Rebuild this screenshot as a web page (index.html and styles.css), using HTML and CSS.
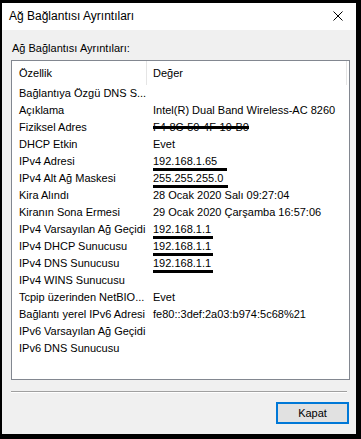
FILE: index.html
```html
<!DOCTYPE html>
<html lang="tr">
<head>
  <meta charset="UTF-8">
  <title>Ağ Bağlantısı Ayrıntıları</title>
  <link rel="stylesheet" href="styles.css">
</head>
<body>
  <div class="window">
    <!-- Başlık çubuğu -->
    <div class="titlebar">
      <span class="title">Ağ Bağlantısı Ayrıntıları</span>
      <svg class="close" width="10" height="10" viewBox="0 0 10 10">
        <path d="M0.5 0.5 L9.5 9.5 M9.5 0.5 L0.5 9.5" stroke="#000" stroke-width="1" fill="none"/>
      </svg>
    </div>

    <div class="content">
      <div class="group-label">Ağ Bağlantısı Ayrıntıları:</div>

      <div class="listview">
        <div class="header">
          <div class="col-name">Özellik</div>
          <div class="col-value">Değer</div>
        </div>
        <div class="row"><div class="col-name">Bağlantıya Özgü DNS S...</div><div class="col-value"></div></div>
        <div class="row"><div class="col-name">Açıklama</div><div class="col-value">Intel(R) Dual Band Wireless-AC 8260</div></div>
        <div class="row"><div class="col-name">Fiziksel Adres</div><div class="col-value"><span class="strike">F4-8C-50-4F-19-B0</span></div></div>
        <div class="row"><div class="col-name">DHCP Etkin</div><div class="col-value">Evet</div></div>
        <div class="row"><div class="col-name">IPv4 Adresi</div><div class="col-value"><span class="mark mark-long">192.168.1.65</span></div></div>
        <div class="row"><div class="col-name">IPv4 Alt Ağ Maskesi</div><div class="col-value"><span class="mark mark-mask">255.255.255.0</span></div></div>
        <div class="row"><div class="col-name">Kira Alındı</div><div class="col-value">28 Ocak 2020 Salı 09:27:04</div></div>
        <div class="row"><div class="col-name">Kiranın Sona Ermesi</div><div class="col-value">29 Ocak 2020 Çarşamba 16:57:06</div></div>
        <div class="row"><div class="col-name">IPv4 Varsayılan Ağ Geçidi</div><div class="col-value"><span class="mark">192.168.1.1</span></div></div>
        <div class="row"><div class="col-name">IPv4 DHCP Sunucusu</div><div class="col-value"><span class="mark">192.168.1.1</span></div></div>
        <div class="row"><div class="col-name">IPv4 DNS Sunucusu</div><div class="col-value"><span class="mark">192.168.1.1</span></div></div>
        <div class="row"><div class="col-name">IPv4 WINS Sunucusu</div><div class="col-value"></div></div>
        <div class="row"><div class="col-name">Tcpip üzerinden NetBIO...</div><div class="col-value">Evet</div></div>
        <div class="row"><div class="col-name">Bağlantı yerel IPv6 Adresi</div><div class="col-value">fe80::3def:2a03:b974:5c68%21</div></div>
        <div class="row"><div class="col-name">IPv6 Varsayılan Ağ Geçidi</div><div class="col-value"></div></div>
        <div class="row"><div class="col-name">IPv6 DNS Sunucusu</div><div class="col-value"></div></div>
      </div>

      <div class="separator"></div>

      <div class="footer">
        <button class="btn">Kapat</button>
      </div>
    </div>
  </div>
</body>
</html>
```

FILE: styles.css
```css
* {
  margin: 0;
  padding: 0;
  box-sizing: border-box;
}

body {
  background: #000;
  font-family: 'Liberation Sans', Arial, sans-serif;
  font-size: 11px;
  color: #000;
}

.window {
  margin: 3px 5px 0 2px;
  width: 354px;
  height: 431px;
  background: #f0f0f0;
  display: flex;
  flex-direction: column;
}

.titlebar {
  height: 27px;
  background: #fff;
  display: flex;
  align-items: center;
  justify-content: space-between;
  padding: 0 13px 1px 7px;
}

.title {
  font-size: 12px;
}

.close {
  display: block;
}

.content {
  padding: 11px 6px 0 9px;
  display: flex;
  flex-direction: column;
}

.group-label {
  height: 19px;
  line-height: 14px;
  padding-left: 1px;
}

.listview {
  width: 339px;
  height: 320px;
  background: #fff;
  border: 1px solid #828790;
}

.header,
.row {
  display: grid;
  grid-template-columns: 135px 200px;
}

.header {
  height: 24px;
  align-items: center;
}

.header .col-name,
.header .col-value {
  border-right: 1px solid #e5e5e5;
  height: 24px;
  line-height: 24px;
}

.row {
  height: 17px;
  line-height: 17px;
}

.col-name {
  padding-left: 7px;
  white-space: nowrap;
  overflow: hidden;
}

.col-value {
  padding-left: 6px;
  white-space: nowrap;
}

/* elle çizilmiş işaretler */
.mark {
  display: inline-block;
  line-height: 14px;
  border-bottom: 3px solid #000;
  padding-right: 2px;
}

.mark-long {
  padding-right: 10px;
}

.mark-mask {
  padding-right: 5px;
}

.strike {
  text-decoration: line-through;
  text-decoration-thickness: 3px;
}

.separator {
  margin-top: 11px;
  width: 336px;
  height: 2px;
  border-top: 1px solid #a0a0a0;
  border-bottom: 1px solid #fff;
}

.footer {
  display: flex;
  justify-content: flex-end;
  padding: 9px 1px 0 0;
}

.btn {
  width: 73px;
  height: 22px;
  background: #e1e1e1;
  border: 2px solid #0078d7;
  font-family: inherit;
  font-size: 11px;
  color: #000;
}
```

**Task requirements**
Without including any pictures, reproduce the listing exactly.

**Exercise response**
Rebuild this screenshot as a web page (index.html and styles.css), using HTML and CSS.
FILE: index.html
```html
<!DOCTYPE html>
<html lang="tr">
<head>
  <meta charset="UTF-8">
  <title>Ağ Bağlantısı Ayrıntıları</title>
  <link rel="stylesheet" href="styles.css">
</head>
<body>
  <div class="window">
    <!-- Başlık çubuğu -->
    <div class="titlebar">
      <span class="title">Ağ Bağlantısı Ayrıntıları</span>
      <svg class="close" width="10" height="10" viewBox="0 0 10 10">
        <path d="M0.5 0.5 L9.5 9.5 M9.5 0.5 L0.5 9.5" stroke="#000" stroke-width="1" fill="none"/>
      </svg>
    </div>

    <div class="content">
      <div class="group-label">Ağ Bağlantısı Ayrıntıları:</div>

      <div class="listview">
        <div class="header">
          <div class="col-name">Özellik</div>
          <div class="col-value">Değer</div>
        </div>
        <div class="row"><div class="col-name">Bağlantıya Özgü DNS S...</div><div class="col-value"></div></div>
        <div class="row"><div class="col-name">Açıklama</div><div class="col-value">Intel(R) Dual Band Wireless-AC 8260</div></div>
        <div class="row"><div class="col-name">Fiziksel Adres</div><div class="col-value"><span class="strike">F4-8C-50-4F-19-B0</span></div></div>
        <div class="row"><div class="col-name">DHCP Etkin</div><div class="col-value">Evet</div></div>
        <div class="row"><div class="col-name">IPv4 Adresi</div><div class="col-value"><span class="mark mark-long">192.168.1.65</span></div></div>
        <div class="row"><div class="col-name">IPv4 Alt Ağ Maskesi</div><div class="col-value"><span class="mark mark-mask">255.255.255.0</span></div></div>
        <div class="row"><div class="col-name">Kira Alındı</div><div class="col-value">28 Ocak 2020 Salı 09:27:04</div></div>
        <div class="row"><div class="col-name">Kiranın Sona Ermesi</div><div class="col-value">29 Ocak 2020 Çarşamba 16:57:06</div></div>
        <div class="row"><div class="col-name">IPv4 Varsayılan Ağ Geçidi</div><div class="col-value"><span class="mark">192.168.1.1</span></div></div>
        <div class="row"><div class="col-name">IPv4 DHCP Sunucusu</div><div class="col-value"><span class="mark">192.168.1.1</span></div></div>
        <div class="row"><div class="col-name">IPv4 DNS Sunucusu</div><div class="col-value"><span class="mark">192.168.1.1</span></div></div>
        <div class="row"><div class="col-name">IPv4 WINS Sunucusu</div><div class="col-value"></div></div>
        <div class="row"><div class="col-name">Tcpip üzerinden NetBIO...</div><div class="col-value">Evet</div></div>
        <div class="row"><div class="col-name">Bağlantı yerel IPv6 Adresi</div><div class="col-value">fe80::3def:2a03:b974:5c68%21</div></div>
        <div class="row"><div class="col-name">IPv6 Varsayılan Ağ Geçidi</div><div class="col-value"></div></div>
        <div class="row"><div class="col-name">IPv6 DNS Sunucusu</div><div class="col-value"></div></div>
      </div>

      <div class="separator"></div>

      <div class="footer">
        <button class="btn">Kapat</button>
      </div>
    </div>
  </div>
</body>
</html>
```

FILE: styles.css
```css
* {
  margin: 0;
  padding: 0;
  box-sizing: border-box;
}

body {
  background: #000;
  font-family: 'Liberation Sans', Arial, sans-serif;
  font-size: 11px;
  color: #000;
}

.window {
  margin: 3px 5px 0 2px;
  width: 354px;
  height: 431px;
  background: #f0f0f0;
  display: flex;
  flex-direction: column;
}

.titlebar {
  height: 27px;
  background: #fff;
  display: flex;
  align-items: center;
  justify-content: space-between;
  padding: 0 13px 1px 7px;
}

.title {
  font-size: 12px;
}

.close {
  display: block;
}

.content {
  padding: 11px 6px 0 9px;
  display: flex;
  flex-direction: column;
}

.group-label {
  height: 19px;
  line-height: 14px;
  padding-left: 1px;
}

.listview {
  width: 339px;
  height: 320px;
  background: #fff;
  border: 1px solid #828790;
}

.header,
.row {
  display: grid;
  grid-template-columns: 135px 200px;
}

.header {
  height: 24px;
  align-items: center;
}

.header .col-name,
.header .col-value {
  border-right: 1px solid #e5e5e5;
  height: 24px;
  line-height: 24px;
}

.row {
  height: 17px;
  line-height: 17px;
}

.col-name {
  padding-left: 7px;
  white-space: nowrap;
  overflow: hidden;
}

.col-value {
  padding-left: 6px;
  white-space: nowrap;
}

/* elle çizilmiş işaretler */
.mark {
  display: inline-block;
  line-height: 14px;
  border-bottom: 3px solid #000;
  padding-right: 2px;
}

.mark-long {
  padding-right: 10px;
}

.mark-mask {
  padding-right: 5px;
}

.strike {
  text-decoration: line-through;
  text-decoration-thickness: 3px;
}

.separator {
  margin-top: 11px;
  width: 336px;
  height: 2px;
  border-top: 1px solid #a0a0a0;
  border-bottom: 1px solid #fff;
}

.footer {
  display: flex;
  justify-content: flex-end;
  padding: 9px 1px 0 0;
}

.btn {
  width: 73px;
  height: 22px;
  background: #e1e1e1;
  border: 2px solid #0078d7;
  font-family: inherit;
  font-size: 11px;
  color: #000;
}
```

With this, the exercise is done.